No mês passado, o Fournaise divulgou o resultado de seu Relatório de Efetividade dos Patrocínios Olímpicos. Segundo o estudo, dos US$ 5 bilhões gastos pelos patrocinadores oficiais de Pequim-2008 antes da Olimpíada, US$ 1 bilhão não gerará retorno. Irá para o lixo.
A exemplo dos últimos Jogos, há duas classes de patrocínio. São 12 cotistas "top", que terão suas marcas mais visíveis. E há 11 cotistas de segundo nível, parceiros da organização.
Segundo Jerome Fontaine, CEO do Fournaise, 75% das campanhas ligadas aos Jogos nos últimos meses não tiveram os resultados esperados na China. A média no país é 40%.
"Pequim deve bater o recorde de desperdício de patrocínios esportivos da história do Movimento Olímpico", afirma Fontaine. "Nas empresas que investiram, isso já gera batalhas entre os marqueteiros e o pessoal da área financeira."
O xis da questão está no amadurecimento incipiente do consumidor chinês, problema que foi escancarado em pesquisas de lembrança de marca.
Ouro chinês mais valorizado em Atenas, nos 110 m com barreiras, Liu Xiang tem como patrocinador a Nutrilite, marca de suplementos alimentares. Nas pesquisas com o público chinês, porém, outras 20 marcas que nunca tiveram relação com o astro foram mais citadas.
Outra pergunta da pesquisa, que ouviu 1.500 pessoas em cinco cidades do país, pedia para os chineses espontaneamente mencionarem marcas patrocinadoras da Olimpíada. Entre os entrevistados, 85% não conseguiram citar 2 das 12 marcas principais. E apenas 9% conseguiram lembrar de uma das nove patrocinadoras chinesas.

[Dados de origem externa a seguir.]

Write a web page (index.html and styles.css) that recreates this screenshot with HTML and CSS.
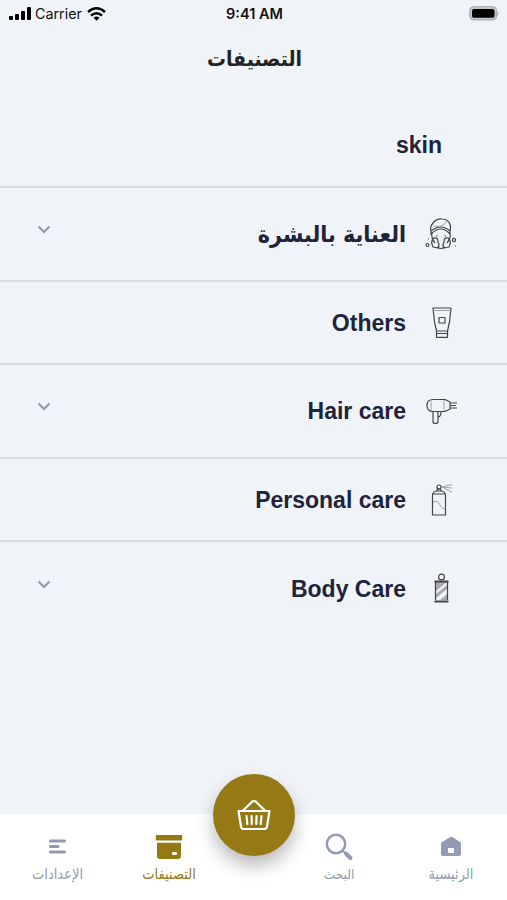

"Há uma derrama de publicidade em um universo que entrou há pouco tempo no mercado. É difícil entender o quanto desse público tem alguma percepção de marca e o quanto simplesmente não tem percepção nenhuma", declara Marco Aurélio Klein, professor de marketing esportivo da Fundação Getúlio Vargas. "E há outro complicador: os produtos falsificados, que só aumentam a confusão", completa.

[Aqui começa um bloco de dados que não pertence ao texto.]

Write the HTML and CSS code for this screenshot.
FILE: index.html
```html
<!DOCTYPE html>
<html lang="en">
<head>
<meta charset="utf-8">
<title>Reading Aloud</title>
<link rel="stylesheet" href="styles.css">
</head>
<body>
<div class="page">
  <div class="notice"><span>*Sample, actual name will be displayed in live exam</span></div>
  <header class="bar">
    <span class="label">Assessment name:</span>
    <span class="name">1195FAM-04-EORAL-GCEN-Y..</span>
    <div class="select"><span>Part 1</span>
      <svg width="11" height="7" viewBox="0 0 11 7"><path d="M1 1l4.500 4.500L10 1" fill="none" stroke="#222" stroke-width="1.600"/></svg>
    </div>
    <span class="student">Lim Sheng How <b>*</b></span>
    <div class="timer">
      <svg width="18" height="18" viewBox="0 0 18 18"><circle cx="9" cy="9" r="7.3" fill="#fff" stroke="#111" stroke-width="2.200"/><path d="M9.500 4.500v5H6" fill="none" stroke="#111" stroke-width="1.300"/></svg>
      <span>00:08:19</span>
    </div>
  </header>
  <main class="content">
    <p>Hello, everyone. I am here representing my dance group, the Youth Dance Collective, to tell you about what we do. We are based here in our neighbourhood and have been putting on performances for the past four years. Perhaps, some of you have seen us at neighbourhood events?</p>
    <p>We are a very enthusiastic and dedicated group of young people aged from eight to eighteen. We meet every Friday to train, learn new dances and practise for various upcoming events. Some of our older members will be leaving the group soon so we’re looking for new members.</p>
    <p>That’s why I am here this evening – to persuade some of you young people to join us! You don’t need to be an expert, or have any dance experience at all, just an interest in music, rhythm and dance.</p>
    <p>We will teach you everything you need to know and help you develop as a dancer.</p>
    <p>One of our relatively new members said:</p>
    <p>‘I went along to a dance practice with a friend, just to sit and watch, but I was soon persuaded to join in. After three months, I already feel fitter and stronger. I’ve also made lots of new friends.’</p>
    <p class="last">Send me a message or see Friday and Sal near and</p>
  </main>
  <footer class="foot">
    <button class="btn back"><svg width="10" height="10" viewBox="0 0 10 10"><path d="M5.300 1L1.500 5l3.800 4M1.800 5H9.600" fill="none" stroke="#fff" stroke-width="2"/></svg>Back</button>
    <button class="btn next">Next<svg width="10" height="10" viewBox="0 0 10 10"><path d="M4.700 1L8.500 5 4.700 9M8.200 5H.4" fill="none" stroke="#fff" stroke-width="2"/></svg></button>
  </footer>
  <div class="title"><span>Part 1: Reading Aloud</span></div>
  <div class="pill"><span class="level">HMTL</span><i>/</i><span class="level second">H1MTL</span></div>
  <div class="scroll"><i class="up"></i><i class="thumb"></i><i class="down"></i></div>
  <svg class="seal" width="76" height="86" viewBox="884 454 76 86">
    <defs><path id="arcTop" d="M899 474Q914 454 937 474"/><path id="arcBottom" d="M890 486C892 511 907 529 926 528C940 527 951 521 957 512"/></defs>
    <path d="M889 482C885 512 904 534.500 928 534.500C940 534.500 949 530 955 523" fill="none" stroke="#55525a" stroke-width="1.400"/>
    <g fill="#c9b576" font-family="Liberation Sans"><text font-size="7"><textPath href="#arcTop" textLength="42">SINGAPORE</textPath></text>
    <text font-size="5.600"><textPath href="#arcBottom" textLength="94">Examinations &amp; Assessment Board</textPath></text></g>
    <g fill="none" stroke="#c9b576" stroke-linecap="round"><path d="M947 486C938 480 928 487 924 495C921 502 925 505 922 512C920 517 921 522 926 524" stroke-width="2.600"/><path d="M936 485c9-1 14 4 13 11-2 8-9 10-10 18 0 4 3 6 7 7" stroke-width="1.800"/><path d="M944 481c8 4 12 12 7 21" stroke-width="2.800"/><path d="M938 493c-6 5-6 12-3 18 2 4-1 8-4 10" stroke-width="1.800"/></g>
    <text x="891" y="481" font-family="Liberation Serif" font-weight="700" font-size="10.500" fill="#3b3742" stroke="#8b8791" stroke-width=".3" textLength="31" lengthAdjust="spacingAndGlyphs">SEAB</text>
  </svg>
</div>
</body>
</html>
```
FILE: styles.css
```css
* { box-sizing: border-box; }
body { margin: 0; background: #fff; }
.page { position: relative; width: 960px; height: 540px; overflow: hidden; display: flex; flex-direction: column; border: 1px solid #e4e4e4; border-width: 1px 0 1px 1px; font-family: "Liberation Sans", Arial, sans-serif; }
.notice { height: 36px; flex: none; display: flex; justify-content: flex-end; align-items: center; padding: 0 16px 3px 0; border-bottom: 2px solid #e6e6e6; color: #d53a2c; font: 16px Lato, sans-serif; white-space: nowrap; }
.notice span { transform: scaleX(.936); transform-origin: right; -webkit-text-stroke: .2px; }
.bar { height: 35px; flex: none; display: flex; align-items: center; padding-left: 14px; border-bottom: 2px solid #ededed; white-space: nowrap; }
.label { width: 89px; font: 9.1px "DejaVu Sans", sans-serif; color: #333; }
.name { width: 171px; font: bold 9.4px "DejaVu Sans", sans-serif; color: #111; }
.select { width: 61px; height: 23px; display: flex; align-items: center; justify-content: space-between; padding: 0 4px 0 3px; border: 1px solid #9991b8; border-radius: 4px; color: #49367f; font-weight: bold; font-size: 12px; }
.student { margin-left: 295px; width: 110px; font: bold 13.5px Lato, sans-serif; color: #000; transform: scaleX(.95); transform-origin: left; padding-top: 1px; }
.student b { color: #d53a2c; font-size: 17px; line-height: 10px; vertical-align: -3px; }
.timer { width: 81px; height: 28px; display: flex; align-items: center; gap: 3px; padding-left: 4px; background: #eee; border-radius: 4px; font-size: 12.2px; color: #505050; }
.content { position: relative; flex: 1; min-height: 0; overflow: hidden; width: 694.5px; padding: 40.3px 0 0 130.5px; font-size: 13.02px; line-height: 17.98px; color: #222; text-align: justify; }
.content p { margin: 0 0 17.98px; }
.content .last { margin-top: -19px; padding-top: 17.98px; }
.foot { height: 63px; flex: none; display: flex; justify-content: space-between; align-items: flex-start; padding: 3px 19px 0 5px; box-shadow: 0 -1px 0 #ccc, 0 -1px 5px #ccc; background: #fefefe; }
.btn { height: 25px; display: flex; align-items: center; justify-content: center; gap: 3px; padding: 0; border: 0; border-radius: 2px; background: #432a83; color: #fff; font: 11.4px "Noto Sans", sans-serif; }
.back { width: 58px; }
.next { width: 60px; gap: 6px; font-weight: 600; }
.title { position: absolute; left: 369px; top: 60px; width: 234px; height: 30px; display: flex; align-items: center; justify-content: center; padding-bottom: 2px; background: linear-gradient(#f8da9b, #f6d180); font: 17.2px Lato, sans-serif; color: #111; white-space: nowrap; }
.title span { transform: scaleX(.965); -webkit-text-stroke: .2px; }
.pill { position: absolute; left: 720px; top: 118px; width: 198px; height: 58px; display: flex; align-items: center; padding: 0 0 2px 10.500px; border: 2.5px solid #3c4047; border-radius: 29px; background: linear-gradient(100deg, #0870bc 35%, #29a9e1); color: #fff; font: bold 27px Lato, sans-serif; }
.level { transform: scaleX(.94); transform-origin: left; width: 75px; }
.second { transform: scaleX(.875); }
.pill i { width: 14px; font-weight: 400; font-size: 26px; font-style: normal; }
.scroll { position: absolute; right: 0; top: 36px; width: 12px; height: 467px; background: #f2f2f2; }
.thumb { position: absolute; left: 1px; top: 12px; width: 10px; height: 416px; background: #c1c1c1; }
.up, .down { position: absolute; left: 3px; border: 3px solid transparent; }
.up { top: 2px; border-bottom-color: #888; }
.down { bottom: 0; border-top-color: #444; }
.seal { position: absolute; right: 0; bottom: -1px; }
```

Diretor de marketing esportivo do escritório brasileiro da Momentum, multinacional envolvida em ações na China para clientes como Coca-Cola e Johnson & Johnson, Alessandro Martinelli avalia que o conhecimento de marcas dos chineses ainda é muito baixo.
"A relação esporte-marcas é quase inexistente. Estive na Universidade de Pequim, um dos centros de formação de atletas, e não vi uma marca de nada. Vi apenas referências ao governo", afirma Martinelli.
Segundo ele, a Coca-Cola só conseguiu sucesso em uma de suas campanhas porque se empenhou em ações locais.
"Houve um envolvimento absurdo da população, mas porque foram feitas ativações locais da marca. Hoje, o sistema tradicional não funciona."
Ironia diante da luta chinesa para se inserir no mundo moderno. Ou capricho de quem sabe ser gigante. E, talvez, o início da resposta que os marqueteiros buscam e que pode mudar não só o mercado como a cara do esporte olímpico.